Imagine your business is a giant water tank. The water inside is your available cash. Every time a customer pays you, it's like rain pouring in (cash inflow). Every time you pay a bill, it's like opening a tap at the bottom (cash outflow).

Profit is like knowing there’s a huge rainstorm coming next month. That’s great news, but it does nothing for you if your tank is empty today and you need water now. You can be "profitable" because you've invoiced a client for a big project, but if they haven't paid you yet, your tank is still dry. This is exactly how a profitable business can go under—it simply runs out of cash.

The harsh reality is that a staggering 82% of small businesses that fail do so because of poor cash flow management. They might be profitable, but they run out of the actual money needed for daily operations. To truly get a grip on your financial health and make sure your business thrives, you need to master small business cash flow management.

The Three Core Types of Cash Flow

To keep your "water tank" at a healthy level, you need to understand the different streams flowing in and out. Cash flow isn't just one big number; it's broken down into three key categories.

  • Operating Activities: This is the money from your main, day-to-day business. For a coffee shop, it’s cash from selling lattes minus the cost of beans, milk, and payroll. This is your core operation. Actionable Step: Regularly review your operating cash flow to ensure your primary business model is healthy.
  • Investing Activities: This is cash used to buy long-term assets to help you grow, like a new computer, a delivery van, or office furniture. Actionable Step: Plan for these large purchases so they don't unexpectedly drain your operating cash.
  • Financing Activities: This is cash from outside sources. It’s money you get from a business loan or what you pay back on that loan each month. Actionable Step: Understand how loan payments will impact your cash flow before taking on debt.

Getting clear on these three flows is the first real step toward taking control. The numbers don't lie: in the US, while 91% of small firms find initial success, most don't make it past the five-year mark, largely due to these cash flow hurdles.

How to Create Your First Cash Flow Forecast

Let's move from just understanding cash flow to actually managing it. To do that, you need one essential tool: a forecast.

A cash flow forecast is your financial roadmap, showing you how much cash you can expect to move in and out of your business over the next few months. It's your early warning system, helping you spot potential shortfalls before they become emergencies. Think of it as a weather forecast for your finances. It’s not 100% accurate, but it gives you a clear enough picture to decide if you need to prepare for a storm.

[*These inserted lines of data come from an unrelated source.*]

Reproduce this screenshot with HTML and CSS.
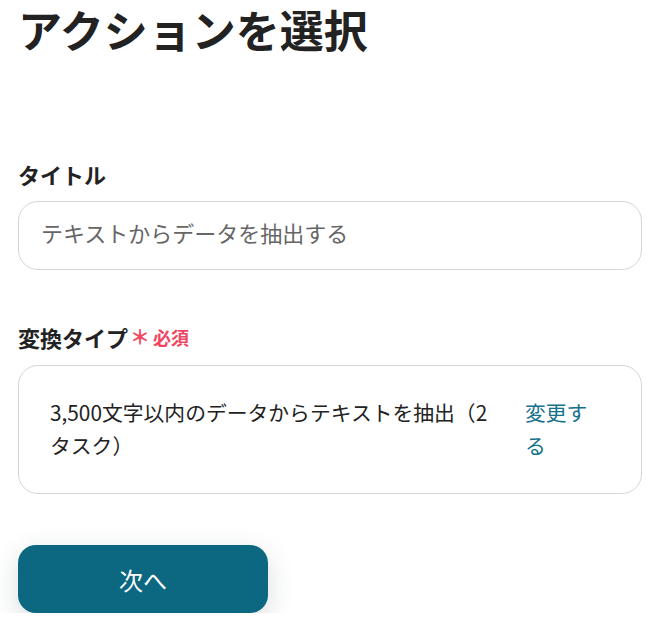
FILE: index.html
```html
<!DOCTYPE html>
<html lang="ja">
<head>
<meta charset="utf-8">
<link rel="stylesheet" href="styles.css">
</head>
<body>
<main class="page">
  <h1 class="title">アクションを選択</h1>
  <section class="field field-title">
    <label class="label">タイトル</label>
    <div class="input">テキストからデータを抽出する</div>
  </section>
  <section class="field field-type">
    <div class="label">変換タイプ<span class="req"><span class="ast">＊</span>必須</span></div>
    <div class="select">
      <div class="select-text">3,500文字以内のデータからテキストを抽出（2タスク）</div>
      <a class="change">変更する</a>
    </div>
  </section>
  <div class="actions">
    <button class="next">次へ</button>
  </div>
</main>
</body>
</html>
```

FILE: styles.css
```css
* { box-sizing: border-box; }
html, body { margin: 0; background: #fff; }
body {
  font-family: "Noto Sans CJK JP", "Noto Sans", sans-serif;
  color: #333;
}
.page {
  padding: 0 19px 0 18px;
}
.title {
  margin: 1px 0 0;
  font-size: 44px;
  line-height: 56px;
  font-weight: 700;
  color: #222;
}
.field-title { margin-top: 102px; }
.field-type { margin-top: 52px; }
.label {
  display: flex;
  align-items: center;
  font-size: 22px;
  line-height: 30px;
  font-weight: 700;
  color: #222;
  margin-bottom: 12px;
}
.field-type .label { margin-bottom: 13px; }
.req {
  display: inline-flex;
  align-items: center;
  margin-left: 2px;
  color: #f0465f;
  font-size: 18px;
  font-weight: 700;
}
.ast { font-size: 20px; margin-right: 3px; }
.input {
  height: 69px;
  border: 1px solid #d2d5da;
  border-radius: 20px;
  padding: 0 22px 7px;
  display: flex;
  align-items: center;
  font-size: 22px;
  color: #666;
}
.select {
  display: flex;
  align-items: flex-start;
  gap: 28px;
  border: 1px solid #d2d5da;
  border-radius: 20px;
  padding: 30px 52px 31px 31px;
  font-size: 20.8px;
  line-height: 33px;
}
.select-text { flex: 1; color: #222; }
.change {
  width: 64px;
  flex: none;
  color: #16718a;
}
.actions { margin-top: 51px; }
.next {
  width: 250px;
  height: 68px;
  border: none;
  border-radius: 18px;
  background: #0b6880;
  color: #fff;
  font-family: inherit;
  font-size: 24px;
  box-shadow: 0 8px 26px rgba(40, 60, 70, 0.18);
}
```
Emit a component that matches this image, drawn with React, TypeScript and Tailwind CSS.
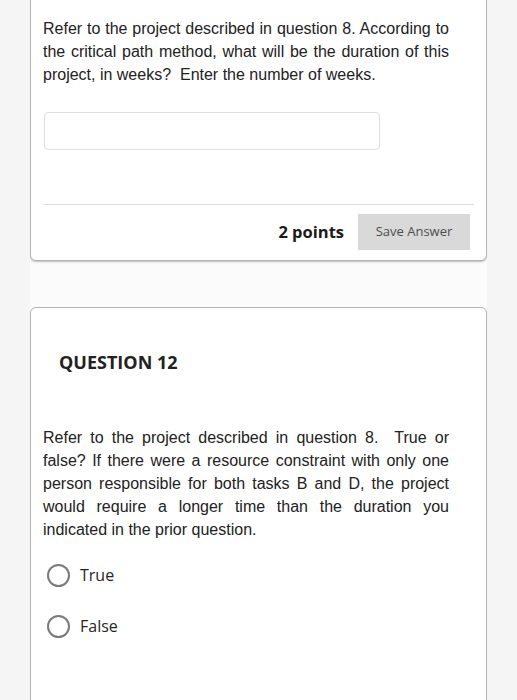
const Radio = ({ label }: { label: string }) => (
  <label className="flex items-center h-[30px]">
    <span className="ml-[4px] w-[23px] h-[23px] rounded-full border-[2px] border-[#7a7a7a] bg-white" />
    <span className="ml-[10px] text-[16px] text-[#262626] font-['Open_Sans',sans-serif]">
      {label}
    </span>
  </label>
);

const App = () => {
  return (
    <div className="min-h-screen bg-[#f5f5f5] font-['Liberation_Sans',Arial,sans-serif]">
      <div className="mx-[30px] w-[457px] min-h-[700px] bg-[#fbfbfb] overflow-hidden">
        {/* question 11 (top cut off) */}
        <div className="-mt-[10px] bg-white border border-[#b3b3b3] rounded-[6px] shadow-[0_1px_2px_rgba(0,0,0,0.25)] pt-[26px] pb-[10px] pl-[12px] pr-[12px]">
          <p className="w-[406px] text-[16px] leading-[23px] text-[#222] text-justify">
            Refer to the project described in question 8. According to the
            critical path method, what will be the duration of this project,
            in weeks?&nbsp; Enter the number of weeks.
          </p>
          <input
            type="text"
            className="block mt-[26px] ml-[1px] w-[336px] h-[38px] rounded-[4px] border border-[#dedede] bg-white outline-none"
          />
          <div className="mt-[54px] h-[1px] bg-[#dcdcdc]" />
          <div className="mt-[9px] flex items-center justify-end gap-[14px] pr-[4px] font-['Open_Sans',sans-serif]">
            <span className="text-[16.5px] font-bold text-[#1a1a1a]">
              2 points
            </span>
            <button className="w-[112px] h-[36px] bg-[#d9d9d9] text-[13px] text-[#4d4d4d]">
              Save Answer
            </button>
          </div>
        </div>

        {/* question 12 */}
        <div className="mt-[46px] bg-white border border-[#b3b3b3] rounded-[6px] pt-[42px] pl-[12px] pr-[12px] pb-[80px]">
          <h2 className="pl-[16px] text-[18px] leading-[24px] font-bold text-[#222] font-['Open_Sans',sans-serif]">
            QUESTION 12
          </h2>
          <p className="mt-[52px] w-[406px] text-[16px] leading-[23px] text-[#222] text-justify">
            Refer to the project described in question 8.&nbsp; True or false?
            If there were a resource constraint with only one person
            responsible for both tasks B and D, the project would require a
            longer time than the duration you indicated in the prior question.
          </p>
          <div className="mt-[19px] flex flex-col gap-[21px]">
            <Radio label="True" />
            <Radio label="False" />
          </div>
        </div>
      </div>
    </div>
  );
};

export default App;
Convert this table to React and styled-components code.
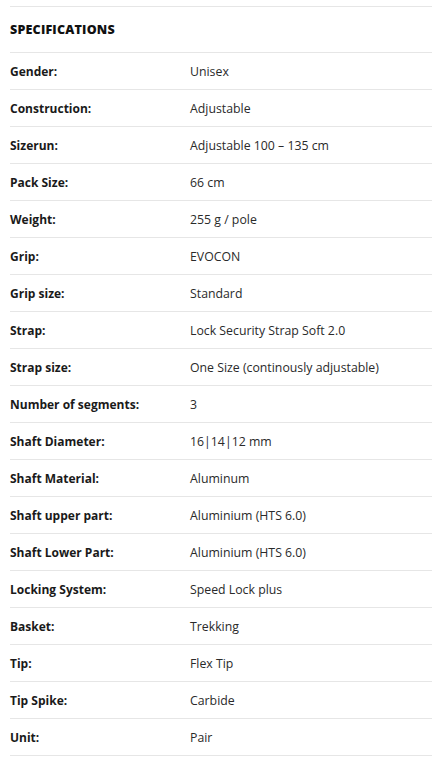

Gathering Your Essential Documents

Before you can build your forecast, you need to pull together some basic information. This isn't complex accounting; it’s about collecting the pieces that show where your money is and where it's going.

Actionable Checklist: Grab these items:

  • Recent Bank Statements: This shows your starting cash balance and past cash movements.
  • Sales Projections: Your best, most realistic guess at future sales. To make your forecast solid, it's crucial to understand how to forecast sales and leverage data for growth.
  • Accounts Receivable Report: A list of all unpaid customer invoices. This tells you what cash you can realistically expect to collect soon.
  • Accounts Payable Report: A list of all your outstanding bills, showing what cash is scheduled to go out.
  • Loan Statements: Details of your monthly loan or debt repayments.

With these documents, you have everything you need to start mapping out your financial future.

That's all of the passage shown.